Now, when Bryant and I had planned our trip, we almost decided to hike along the Queets, but for numerous reasons, we opted for the Bogachiel. This decision tormented Bryant. He wondered if maybe we would’ve seen the smoldering embers before the fire scorched hundreds of acres (state officials believe the fire along the Queets was started by a lightning strike in late May, the same time Bryant and I were two river valleys to the north). Who can say.
Now it’s August, and that fire, it’s still smoldering. But Bryant’s passion to tell the story of a drought in Olympic National Park, that burns with an undying heat. He plans to go back to the park and stay longer. This time from September to March. That’s right. Six months.
That’s a long time, and if I heard just about anyone else say he planned such a feat, I’d have my doubts. But I don’t doubt Bryant. Why? Because I spent nine days with him in the park, and every time he led us off-trail, he always got us safely back to camp, even if the excursion took hours. He possesses an uncanny ability to see the hidden trail, his vision amplified by 21 years undergoing photographic treks in the park. He knows those woods, and he knows how to survive in them. Remember that 2008 snowstorm, the one in late December, that shut down Seattle? When it hit, Bryant was camped out in the park. During one of our many recent conversations, I asked him if he thought it would be hard to spend the winter in the Olympics. “I sleep outside on a picnic table in Woodland Park,” he told me. “It’s not that different.” Except he’ll have to pack in his food, and other than the elk, bears, marmots and mountain lions, he’ll be all alone.
Or maybe not all the time. I’ll be with him for some it, since I plan to visit, to check up on him, to check up on the park. True, I won’t stay six months — the thought of it makes my whole body clench — but I feel there’s something more, some story, in Olympic National Park.

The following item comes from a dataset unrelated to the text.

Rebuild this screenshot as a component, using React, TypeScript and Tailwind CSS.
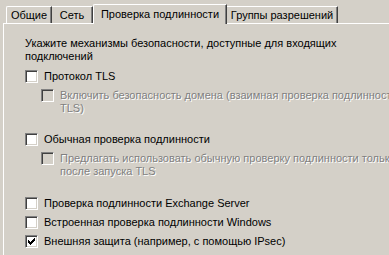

Of course, it may seem off the wall to say I’d return with a man who bushwhacked some 40 miles through a dense rainforest. But really, Bryant was a fantastic, thoughtful guide, one who was adventurous but never reckless. My frustration came about because I couldn’t see where we were going. That sense was amplified because I was in a place I didn’t know. Now, I have a better idea where we’re going. Now, I’m willing to venture out there again because, after those nine exhausting, exhilarating, profound, terrifying, soul-stirring, sublime days, I have a better sense of what stories we may find there.
Now, I can see that near-invisible trail that snakes through the woods a little bit better.